Candidate sentence selection for extractive text summarization


INFORMATION PROCESSING & MANAGEMENT, vol.57, no.6, 2020 (Journal Indexed in SCI) identifier identifier

  • Publication Type: Article / Article
  • Volume: 57 Issue: 6
  • Publication Date: 2020
  • Doi Number: 10.1016/j.ipm.2020.102359


Text summarization is a process of generating a brief version of documents by preserving the fundamental information of documents as much as possible. Although most of the text summarization research has been focused on supervised learning solutions, there are a few datasets indeed generated for summarization tasks, and most of the existing summarization datasets do not have human-generated goal summaries which are vital for both summary generation and evaluation. Therefore, a new dataset was presented for abstractive and extractive summarization tasks in this study. This dataset contains academic publications, the abstracts written by the authors, and extracts in two sizes, which were generated by human readers in this research. Then, the resulting extracts were evaluated to ensure the validity of the human extract production process. Moreover, the extractive summarization problem was reinvestigated on the proposed summarization dataset.

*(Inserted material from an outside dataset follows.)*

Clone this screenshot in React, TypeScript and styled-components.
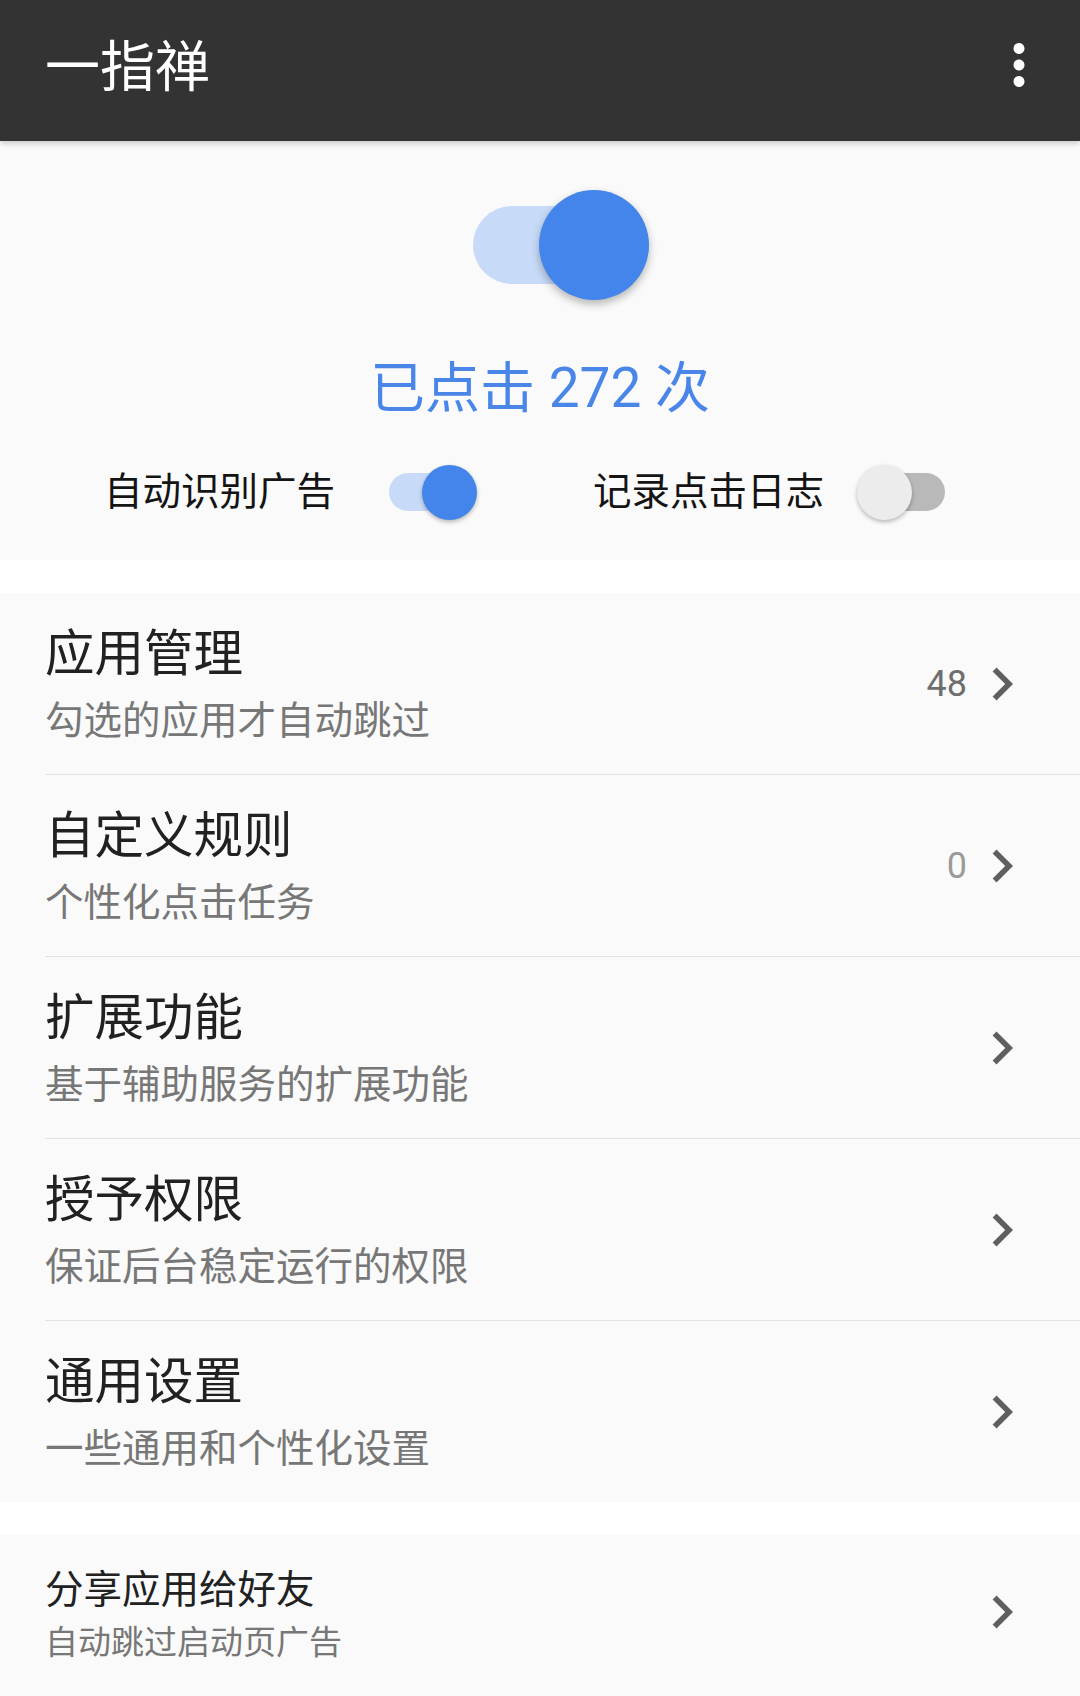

Here the main point taken into account was to analyze the feature vector to generate more informative summaries. To that end, a comprehensive syntactic feature space was generated for the proposed dataset, and the impact of these features on the informativeness of the resulting summary was investigated. Besides, the summarization capability of semantic features was experienced by using GloVe and word2vec embeddings. Finally, the use of ensembled feature space, which corresponds to the joint use of syntactic and semantic features, was proposed on a long short-term memory-based neural network model. ROUGE metrics evaluated the model summaries, and the results of these evaluations showed that the use of the proposed ensemble feature space remarkably improved the single-use of syntactic or semantic features. Additionally, the resulting summaries of the proposed approach on ensembled features prominently outperformed or provided comparable performance than summaries obtained by state-of-the-art models for extractive summarization.